You can also configure alerts to trigger Rule-Based Anomalies. To do so, you select Create Anomaly Trigger and then provide a name for the alert.
Next, select the environment you want to create the alert trigger for (AWS, AZURE, or GCP). In this example, we’ll select Azure. Next, select the rule for the trigger.
We’ll configure the alert to trigger when any resource is accessed for the first time, and then proceed to the Next step.
Then select the Azure account you want to apply the rule to. Next, select configuration. You can also specify a time interval for the alert. In this example, we’ll configure the alert to trigger activities that have occurred over the past 90 days, and then Save your changes.
You can review the results of the alert once they are ready, and see all the activities that have been flagged by the alert.
On the Statistical Anomaly tab, you can create and configure alerts to trigger based on statistical anomalies.
Similarly, on the Permission Analytics tab, you can create and trigger alerts based on permission analytics. You have built-in triggers available for each cloud environment (AWS, AZURE, or GCP) that you can use.
There you have it!
In this guide, you’ve learned how Microsoft Entra Permissions Management can help you get granular cross-cloud visibility, enforce the principle of least privilege, and continuously monitor permissions with alerts and reports.

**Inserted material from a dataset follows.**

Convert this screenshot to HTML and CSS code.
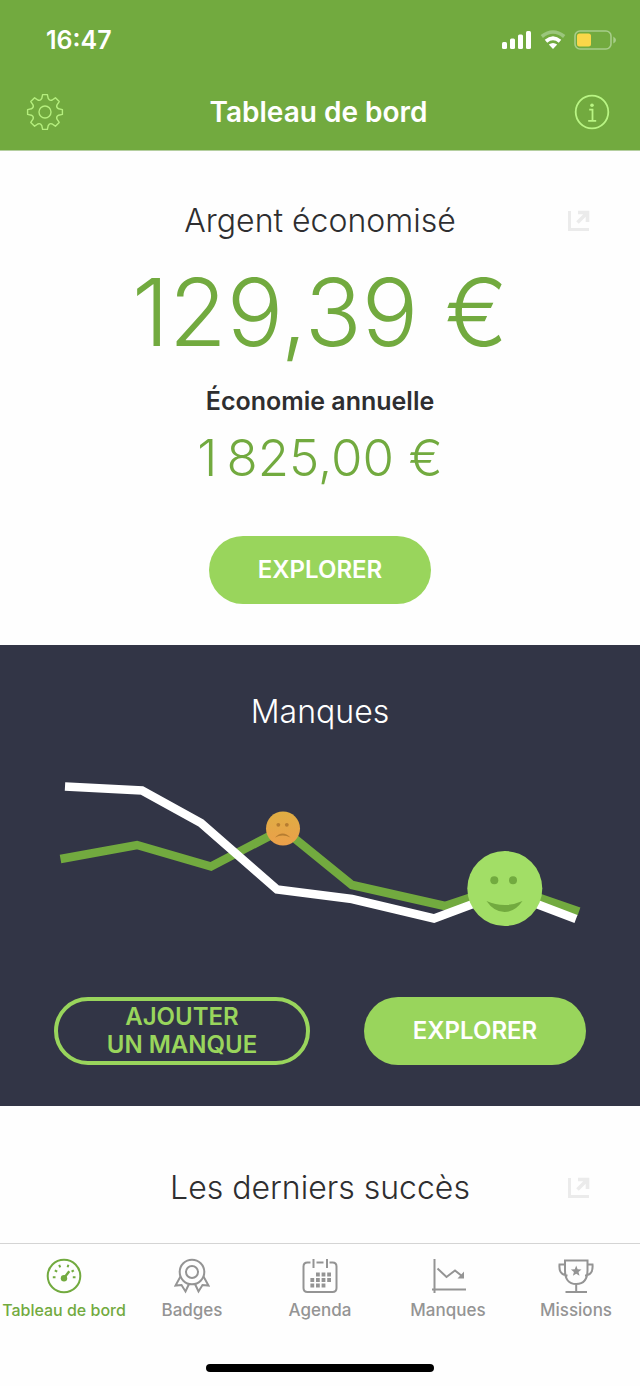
FILE: index.html
```html
<!DOCTYPE html>
<html lang="fr">
<head>
<meta charset="utf-8">
<meta name="viewport" content="width=device-width, initial-scale=1">
<title>Tableau de bord</title>
<link rel="stylesheet" href="styles.css">
</head>
<body>
<div class="app">
  <header class="header">
    <div class="status">
      <span class="status-time">16:47</span>
      <div class="status-icons">
        <svg width="30" height="20" viewBox="0 0 30 20" fill="#fff" aria-hidden="true"><rect x="0" y="12" width="5" height="7" rx="1.500"/><rect x="8" y="8.500" width="5" height="10.500" rx="1.500"/><rect x="16" y="4.500" width="5" height="14.500" rx="1.500"/><rect x="24" y="1" width="5" height="18" rx="1.500"/></svg>
        <svg width="26" height="20" viewBox="0 0 26 20" aria-hidden="true"><path d="M1.800 6.500Q13-2.500 24.200 6.500" fill="none" stroke="#9bc67c" stroke-width="3.600"/><path d="M6 11.300Q13 5.300 20 11.300" fill="none" stroke="#fff" stroke-width="3.800"/><path d="M8.800 14.500Q13 11.500 17.200 14.500L13 19Z" fill="#fff"/></svg>
        <svg width="42" height="20" viewBox="0 0 42 20" aria-hidden="true"><rect x="1" y="1" width="36" height="18" rx="5" fill="none" stroke="#a7cd8a" stroke-width="1.600"/><rect x="3" y="3.500" width="14" height="13" rx="2.500" fill="#fad749"/><path d="M39.300 6.500Q42 8 42 10T39.300 13.500Z" fill="#a7cd8a"/></svg>
      </div>
    </div>
    <div class="nav">
      <button class="icon-button" type="button" aria-label="Réglages">
        <svg width="38" height="38" viewBox="-19 -19 38 38" fill="none" stroke="#b5ee7e" stroke-width="1.400" stroke-linejoin="round" aria-hidden="true"><path d="M-2.400-17.400H2.400L3.200-13.600Q4.700-10.800 7.200-12L10.400-14.200L14.200-10.400L12-7.200Q10.800-4.700 13.600-3.200L17.400-2.400V2.400L13.600 3.200Q10.800 4.700 12 7.200L14.200 10.400L10.400 14.200L7.200 12Q4.700 10.800 3.200 13.600L2.400 17.400H-2.400L-3.200 13.600Q-4.700 10.800-7.200 12L-10.400 14.200L-14.200 10.400L-12 7.200Q-10.800 4.700-13.600 3.200L-17.400 2.400V-2.400L-13.600-3.200Q-10.800-4.700-12-7.200L-14.200-10.400L-10.400-14.200L-7.200-12Q-4.700-10.800-3.200-13.600Z"/><circle r="6"/></svg>
      </button>
      <h1 class="nav-title">Tableau de bord</h1>
      <button class="icon-button" type="button" aria-label="Informations">
        <svg width="38" height="38" viewBox="-19 -19 38 38" fill="none" stroke="#b9f584" stroke-width="1.800" aria-hidden="true"><circle r="16.300"/><path d="M-2.800-2.400H.5V8.800M-3.800 8.800H4.200"/><circle cx="0" cy="-6.800" r="1.800" fill="#b9f584" stroke="none"/></svg>
      </button>
    </div>
  </header>

  <main class="content">
    <section class="card savings">
      <div class="card-head">
        <h2 class="card-title">Argent économisé</h2>
        <button class="share" type="button" aria-label="Partager">
          <svg width="22" height="22" viewBox="0 0 22 22" fill="none" stroke="#ebebeb" stroke-width="3" aria-hidden="true"><path d="M1.500 1V19.500H21"/><path d="M10 2.500H19.500V12M19 3L9.500 12.500" stroke-width="3.600"/></svg>
        </button>
      </div>
      <p class="amount">129,39 €</p>
      <h3 class="subtitle">Économie annuelle</h3>
      <p class="amount-small">1&#8201;825,00 €</p>
      <button class="pill" type="button">EXPLORER</button>
    </section>

    <section class="card cravings">
      <h2 class="card-title">Manques</h2>
      <svg class="chart" viewBox="0 770 640 170" role="img" aria-label="Courbe des manques">
        <g fill="none" stroke-width="8.500">
          <path d="M60.500 859L137 845L211 866.500L283 829L352 885L445 906L505 886L579 911.500" stroke="#72aa3f"/>
          <path d="M65 786.500L142 790.500L201 823L277 889.500L352 899L434 918.500L505 892L576 919" stroke="#fff"/>
        </g>
        <defs><linearGradient id="sad" x2="0" y2="1"><stop stop-color="#dfae43"/><stop offset="1" stop-color="#eb9f4a"/></linearGradient></defs>
        <circle cx="283" cy="828.500" r="17" fill="url(#sad)"/>
        <g fill="#b67d31"><circle cx="278.300" cy="824.800" r="1.900"/><circle cx="286.800" cy="824.800" r="1.900"/><path d="M275 837.500Q282.500 829.500 290.500 837.500Q282.500 833.500 275 837.500Z"/></g>
        <circle cx="504.800" cy="888.500" r="37.500" fill="#a2de66"/>
        <g fill="#72aa3f"><circle cx="494.300" cy="880.300" r="4"/><circle cx="513" cy="880.300" r="4"/><path d="M486.500 901Q504.500 909 522.500 901Q515 912 504.500 912Q494 912 486.500 901Z"/></g>
      </svg>
      <div class="actions">
        <button class="pill pill-outline" type="button">AJOUTER<br>UN MANQUE</button>
        <button class="pill" type="button">EXPLORER</button>
      </div>
    </section>

    <section class="card success">
      <div class="card-head">
        <h2 class="card-title">Les derniers succès</h2>
        <button class="share" type="button" aria-label="Partager">
          <svg width="22" height="22" viewBox="0 0 22 22" fill="none" stroke="#ebebeb" stroke-width="3" aria-hidden="true"><path d="M1.500 1V19.500H21"/><path d="M10 2.500H19.500V12M19 3L9.500 12.500" stroke-width="3.600"/></svg>
        </button>
      </div>
    </section>
  </main>

  <footer class="footer">
    <nav class="tabs">
      <a class="tab tab-active" href="#bord">
        <svg class="tab-icon" viewBox="0 0 36 36" aria-hidden="true"><circle cx="18" cy="18" r="16.300"/><path d="M18 20L23.300 13.200" stroke-width="2.400"/><path d="M6.800 19.200H9.500M26.800 19.200H29.500M8.800 12.300L11.200 13.700M27.800 12.300L25.600 13.700M13.200 6.800L14.200 9.300M22.400 6.800L21.600 9.300"/><circle class="solid" cx="18" cy="20.300" r="3.200"/></svg>
        <span>Tableau de bord</span>
      </a>
      <a class="tab" href="#badges">
        <svg class="tab-icon" viewBox="0 0 36 36" aria-hidden="true"><circle cx="18" cy="14" r="12.300"/><circle cx="18" cy="14" r="6"/><path d="M6.500 18.500L1.500 27.500L7.500 27L11.500 33.500L15 26M29.500 18.500L34.500 27.500L28.500 27L24.500 33.500L21 26"/></svg>
        <span>Badges</span>
      </a>
      <a class="tab" href="#agenda">
        <svg class="tab-icon" viewBox="0 0 36 36" aria-hidden="true"><path d="M8.500 4.500H5.500Q1.500 4.500 1.500 8.500V30Q1.500 34 5.500 34H30.500Q34.500 34 34.500 30V8.500Q34.500 4.500 30.500 4.500H27.500M14.500 4.500H21.500M11.500 1V10M25 1V10"/><path d="M14 16.500H29M8.400 22H29M8.400 27.500H23.500" stroke-width="3.800" stroke-dasharray="3.800 1.800"/></svg>
        <span>Agenda</span>
      </a>
      <a class="tab" href="#manques">
        <svg class="tab-icon" viewBox="0 0 36 36" aria-hidden="true"><path d="M4.500 1V35M2 31.500H36M7.500 10.500L16.500 19L25 12.500L32.500 18.500"/><path class="solid" d="M34 13.500V20.500H27.500Z"/></svg>
        <span>Manques</span>
      </a>
      <a class="tab" href="#missions">
        <svg class="tab-icon" viewBox="0 0 36 36" aria-hidden="true"><path d="M7 2.500H29.500V12Q29.500 26 18.200 26T7 12ZM7 6.500H1.500Q.5 17 9.500 17.500M29.500 6.500H34.500Q35.500 17 27 17.500M18.200 26V34M7.500 34H29"/><path class="solid" d="M18.200 7.500L19.600 11.300L23.500 11.500L20.500 14L21.500 17.800L18.200 15.700L14.900 17.800L15.900 14L12.900 11.500L16.800 11.300Z"/></svg>
        <span>Missions</span>
      </a>
    </nav>
    <div class="home-bar"></div>
  </footer>
</div>
</body>
</html>
```
FILE: styles.css
```css
* {
  box-sizing: border-box;
}

body {
  margin: 0;
  background: #fefefe;
  color: #2e2e30;
  font-family: Inter, "Liberation Sans", sans-serif;
}

h1, h2, h3, p {
  margin: 0;
}

button {
  padding: 0;
  border: 0;
  background: none;
  font: inherit;
  cursor: pointer;
}

svg {
  display: block;
}

.app {
  display: flex;
  flex-direction: column;
  min-height: 100vh;
}

.header {
  background: #72aa3f;
  color: #fff;
  border-bottom: 1px solid #b5cfa0;
}

.status {
  display: flex;
  justify-content: space-between;
  align-items: center;
  padding: 24px 24px 0 46px;
}

.status-time {
  font-size: 25px;
  line-height: 32px;
  font-weight: 600;
}

.status-icons {
  display: flex;
  gap: 8px;
}

.nav {
  display: flex;
  justify-content: space-between;
  align-items: center;
  padding: 37px 29px 19px 26px;
}

.nav-title {
  font-size: 28px;
  line-height: 38px;
  font-weight: 600;
}

.content {
  flex: 1;
}

.card {
  display: flex;
  flex-direction: column;
  align-items: center;
}

.card-head {
  display: grid;
  grid-template-columns: 1fr auto 1fr;
  align-items: center;
  align-self: stretch;
  padding: 0 50px;
}

.card-head .card-title {
  grid-column: 2;
}

.share {
  justify-self: end;
}

.card-title {
  font-size: 32px;
  line-height: 40px;
  font-weight: 300;
}

.savings {
  padding: 50px 0 41px;
}

.amount {
  margin-top: 21px;
  color: #72aa3f;
  font-size: 94px;
  line-height: 100px;
  font-weight: 300;
}

.subtitle {
  margin-top: 23px;
  font-size: 25px;
  line-height: 32px;
  font-weight: 600;
}

.amount-small {
  margin: 11px 0 48px;
  color: #72aa3f;
  font-size: 51px;
  line-height: 60px;
  font-weight: 300;
}

.pill {
  width: 222px;
  height: 68px;
  border-radius: 34px;
  background: #99d55c;
  color: #fff;
  font-size: 24px;
  line-height: 28px;
  font-weight: 600;
}

.pill-outline {
  width: 256px;
  border: 4px solid #99d55c;
  background: none;
  color: #99d55c;
}

.cravings {
  padding: 47px 0 41px;
  background: #323546;
  color: #fff;
}

.chart {
  width: 100%;
  margin: 38px 0 57px;
}

.actions {
  display: flex;
  justify-content: space-between;
  align-self: stretch;
  padding: 0 54px;
}

.success {
  padding: 62px 0 35px;
}

.footer {
  padding: 14px 0;
  border-top: 1px solid #d4d4d4;
}

.tabs {
  display: grid;
  grid-template-columns: repeat(5, minmax(0, 1fr));
}

.tab {
  display: flex;
  flex-direction: column;
  align-items: center;
  gap: 6px;
  color: #949494;
  font-size: 17px;
  line-height: 20px;
  font-weight: 500;
  text-decoration: none;
  white-space: nowrap;
}

.tab-active {
  color: #72aa3f;
  font-size: 16px;
}

.tab-icon {
  width: 36px;
  height: 36px;
  fill: none;
  stroke: currentColor;
  stroke-width: 2;
}

.tab-icon .solid {
  fill: currentColor;
  stroke: none;
}

.home-bar {
  width: 228px;
  height: 8px;
  margin: 44px auto 0;
  border-radius: 4px;
  background: #000;
}
```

As more services are moved to the cloud, users and workloads continue to accumulate permissions over time. Left unused and unmonitored, these permissions become prime targets for attackers or simple misuse.
The unified multi-cloud Permissions Management in Microsoft Entra provides a single, unified platform to manage permissions for all identities – users and workloads – across all major cloud infrastructures (Amazon AWS, Microsoft Azure, and Google GCP).